→ Goal of the exercise
Print the listing from its top line through the line containing "const [selected] = useState(0);", nothing more, and leave out the pictures.

→ Source excerpt
--------------------------------------------------
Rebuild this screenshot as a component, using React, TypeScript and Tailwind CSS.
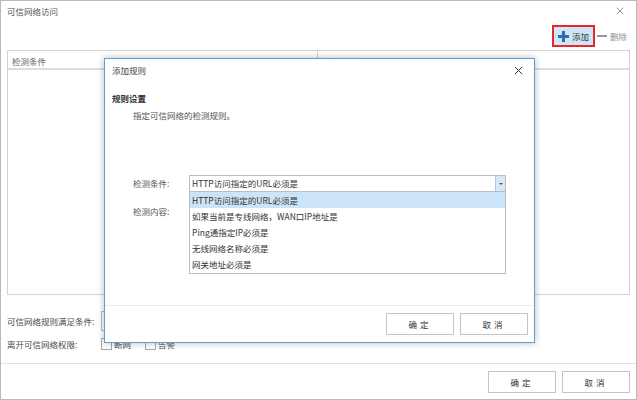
import { useState } from "react";

const options = [
  "HTTP访问指定的URL必须是",
  "如果当前是专线网络，WAN口IP地址是",
  "Ping通指定IP必须是",
  "无线网络名称必须是",
  "网关地址必须是",
];

function CloseIcon({ className }: { className?: string }) {
  return (
    <svg className={className} viewBox="0 0 10 10" fill="none" stroke="currentColor" strokeWidth={1.1}>
      <path d="M1 1 L9 9 M9 1 L1 9" />
    </svg>
  );
}

function Button({ label }: { label: string }) {
  return (
    <button className="h-[22px] w-[68px] border border-[#c4c4c4] bg-white text-[8.5px] tracking-[3px] text-[#333]">
      {label}
    </button>
  );
}

function Checkbox({ label }: { label: string }) {
  return (
    <label className="flex items-center gap-[2px]">
      <span className="h-[12px] w-[11px] border border-[#a8a8a8] bg-white" />
      <span>{label}</span>
    </label>
  );
}

function RuleModal() {
  const [selected] = useState(0);

  return (
    <div className="absolute left-[103px] top-[57px] flex h-[285px] w-[431px] flex-col border border-[#5f9dd8] bg-white shadow-[0_0_7px_rgba(0,0,0,0.28)]">
      {/* Header */}
      <div className="flex h-[22px] shrink-0 items-center justify-between pl-[7px] pr-[11px]">
        <span className="text-[#444]">添加规则</span>
        <CloseIcon className="h-[9px] w-[9px] text-[#333]" />
      </div>

      <div className="pl-[7px] pt-[10px] font-bold leading-[14px] text-[#333]">规则设置</div>
      <div className="pl-[28px] pt-[3px] leading-[14px] text-[#555]">指定可信网络的检测规则。</div>

      {/* Form */}
      <div className="mt-[53px] flex flex-col gap-[11px] pl-[28px]">
        <div className="flex h-[17px] items-center">
          <span className="w-[56px] text-[#555]">检测条件:</span>
          <div className="relative z-10 h-[17px] w-[317px]">
            <div className="flex h-full items-center border border-[#bdbdbd] bg-white">
              <span className="flex-1 pl-[2px] text-[#333]">{options[selected]}</span>
              <span className="flex h-full w-[10px] items-center justify-center border-l border-[#a9cbe9] bg-[#d7e8f7]">
                <span className="h-0 w-0 border-x-[2px] border-t-[2px] border-x-transparent border-t-[#555]" />
              </span>
            </div>
            <div className="absolute left-0 top-full w-full border border-t-0 border-[#bdbdbd] bg-white pb-[1px]">
              {options.map((opt, i) => (
                <div
                  key={opt}
                  className={`flex h-[16px] items-center pl-[2px] text-[#333] ${i === selected ? "bg-[#cce4f7]" : ""}`}
                >
                  {opt}
                </div>
              ))}
            </div>
          </div>
        </div>
        <div className="flex h-[17px] items-center">
          <span className="w-[56px] text-[#555]">检测内容:</span>
          <div className="h-[17px] w-[317px] border border-[#bdbdbd] bg-white" />
        </div>
      </div>

      {/* Footer */}
      <div className="mt-auto flex justify-end gap-[6px] border-t border-[#ebebeb] pb-[7px] pr-[6px] pt-[7px]">
        <Button label="确定" />
        <Button label="取消" />
      </div>
    </div>
  );
}

export default function App() {
  return (
    <div className="relative flex h-[400px] w-[637px] flex-col border border-[#b9b9b9] bg-white font-[family-name:'Noto_Sans_CJK_SC',sans-serif] text-[8.5px] text-[#4a4a4a]">
      {/* Title */}
      <div className="flex h-[20px] shrink-0 items-center justify-between pl-[6px] pr-[12px]">
        <span className="text-[#555]">可信网络访问</span>
        <CloseIcon className="h-[8px] w-[8px] text-[#8a8a8a]" />
      </div>

      {/* Toolbar */}
      <div className="mt-[4px] flex h-[22px] shrink-0 items-center justify-end gap-[2px] pr-[9px]">
        <div className="flex h-[22px] items-center gap-[3px] border-2 border-[#e8262b] bg-[#cfe6f7] pl-[4px] pr-[4px]">
          <svg className="h-[11px] w-[11px]" viewBox="0 0 11 11" fill="#2c6db5">
            <rect x="4" y="0" width="3" height="11" />
            <rect x="0" y="4" width="11" height="3" />
          </svg>
          <span className="text-[#333]">添加</span>
        </div>
        <div className="flex items-center gap-[3px] text-[#8f8f8f]">
          <span className="h-[2px] w-[10px] bg-[#999]" />
          <span>删除</span>
        </div>
      </div>

      {/* Rule table */}
      <div className="mx-[6px] mt-[3px] flex h-[245px] shrink-0 flex-col border border-[#d2d2d2]">
        <div className="flex h-[19px] shrink-0 border-b-2 border-[#dcdcdc] text-[#666]">
          <div className="flex w-[310px] items-center border-r border-[#d2d2d2] pl-[4px] pt-[3px]">检测条件</div>
          <div className="flex flex-1 items-center pl-[4px] pt-[3px]">检测内容</div>
        </div>
        <div className="flex-1" />
      </div>

      {/* Settings */}
      <div className="mt-[16px] flex flex-col gap-[6px] pl-[6px]">
        <div className="flex h-[20px] items-center">
          <span className="w-[94px]">可信网络规则满足条件:</span>
          <div className="h-[20px] w-[200px] border border-[#bdbdbd] bg-white" />
        </div>
        <div className="flex h-[14px] items-center">
          <span className="w-[94px]">离开可信网络权限:</span>
          <div className="flex items-center gap-[14px]">
            <Checkbox label="断网" />
            <Checkbox label="告警" />
          </div>
        </div>
      </div>

      {/* Footer */}
      <div className="mt-auto flex justify-end gap-[6px] border-t border-[#e2e2e2] pb-[6px] pr-[6px] pt-[7px]">
        <Button label="确定" />
        <Button label="取消" />
      </div>

      <RuleModal />
    </div>
  );
}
--------------------------------------------------
→ Written answer
Rebuild this screenshot as a component, using React, TypeScript and Tailwind CSS.
import { useState } from "react";

const options = [
  "HTTP访问指定的URL必须是",
  "如果当前是专线网络，WAN口IP地址是",
  "Ping通指定IP必须是",
  "无线网络名称必须是",
  "网关地址必须是",
];

function CloseIcon({ className }: { className?: string }) {
  return (
    <svg className={className} viewBox="0 0 10 10" fill="none" stroke="currentColor" strokeWidth={1.1}>
      <path d="M1 1 L9 9 M9 1 L1 9" />
    </svg>
  );
}

function Button({ label }: { label: string }) {
  return (
    <button className="h-[22px] w-[68px] border border-[#c4c4c4] bg-white text-[8.5px] tracking-[3px] text-[#333]">
      {label}
    </button>
  );
}

function Checkbox({ label }: { label: string }) {
  return (
    <label className="flex items-center gap-[2px]">
      <span className="h-[12px] w-[11px] border border-[#a8a8a8] bg-white" />
      <span>{label}</span>
    </label>
  );
}

function RuleModal() {
  const [selected] = useState(0);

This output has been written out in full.